The apron was constructed as a coopered octagon with integrated clamping blocks, allowing angled clamping and verification of cut accuracy at the half-octagon stage before full assembly.
Legs were profiled using a spindle molder with a single, purpose-built hold-down jig, flush-trimming the rear face and radiusing the front with one tool change. A sliding dovetail was then cut on an overarm pin router, translating a traditionally labor-intensive, chiseled operation into a guided, machine-mediated cut without altering joint geometry.

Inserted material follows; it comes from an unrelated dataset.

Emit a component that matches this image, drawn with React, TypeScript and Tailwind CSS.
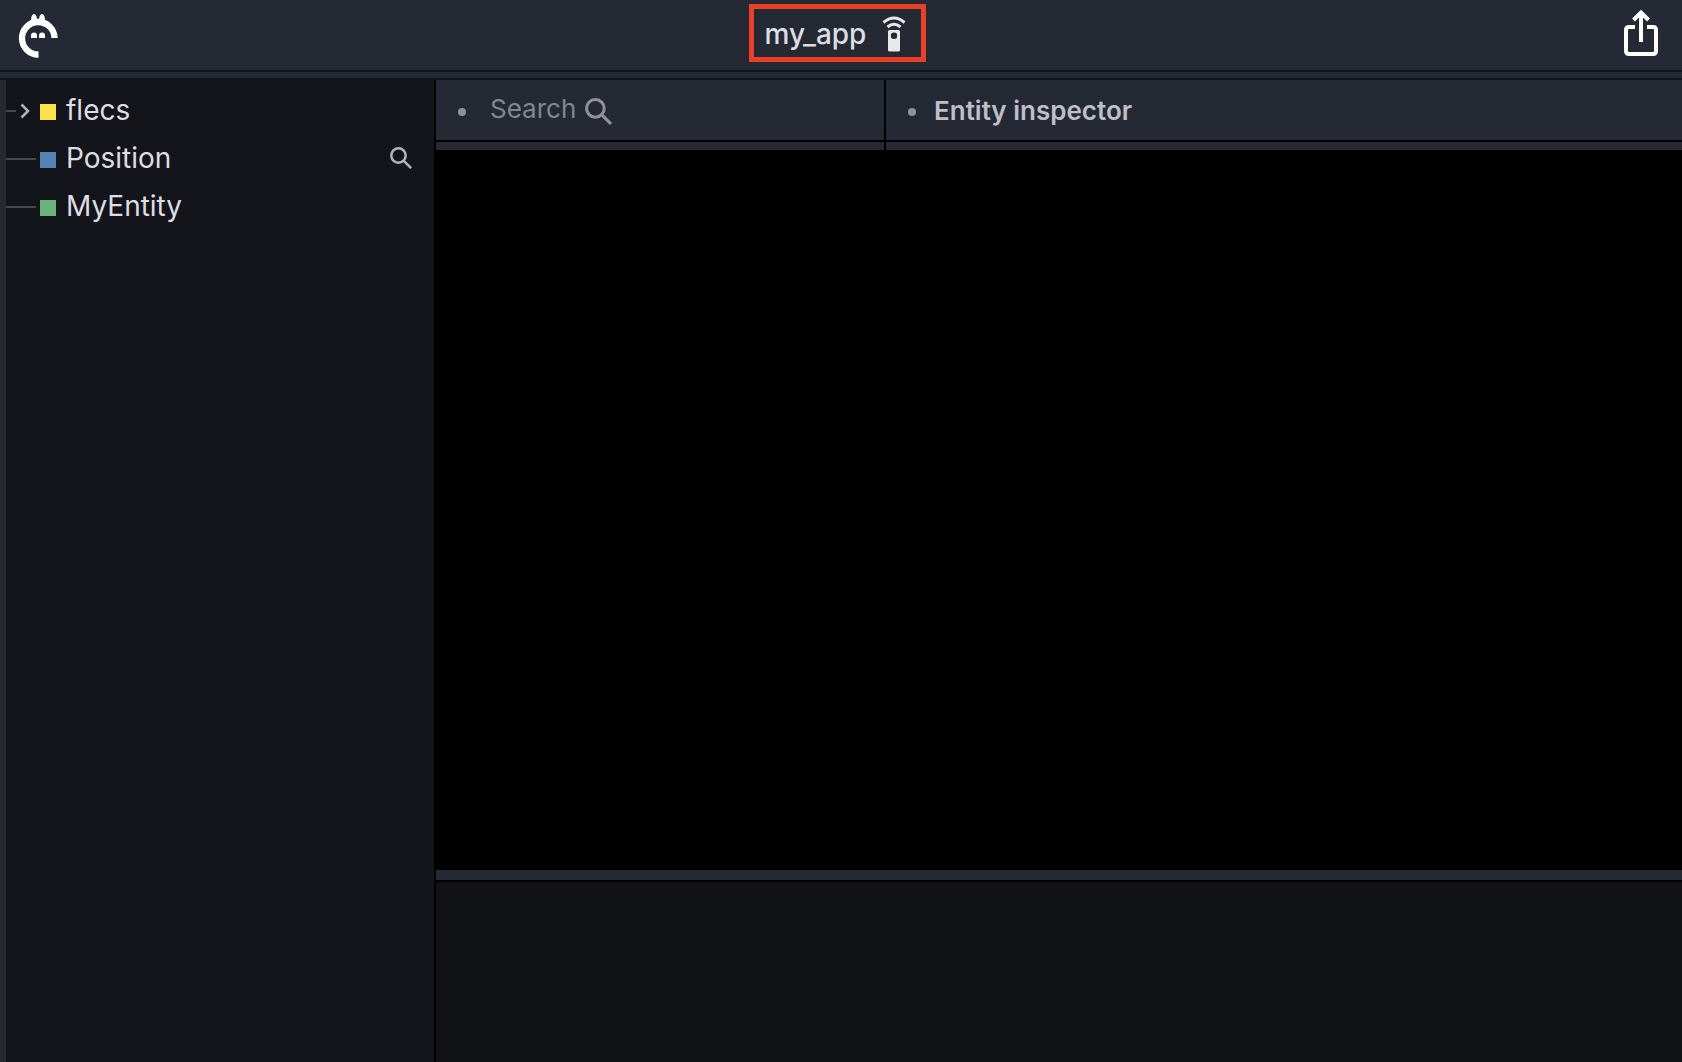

The sliding dovetail engaged a corresponding housing within the apron. A matching cope, required by the curved geometry, was cut using a large-diameter drill bit, demonstrating how non-specialized tooling can be repurposed to resolve compound geometry typically addressed through bespoke handwork.
The apron profile was cut incrementally by raising a standard spindle-molder cutter already present in the shop, allowing an outwardly complex profile to emerge from common tooling rather than custom knives.
The base frame was mitered and shaped, with a secondary jig developed to profile the mitered feet. Glue was used only to stabilize modular subassemblies: the coopered apron, top frame, and feet. The primary structural joints remain mechanical. The table can be fully disassembled by removing the top and sliding the legs free from the apron and base, prioritizing portability, repair, and long-term use.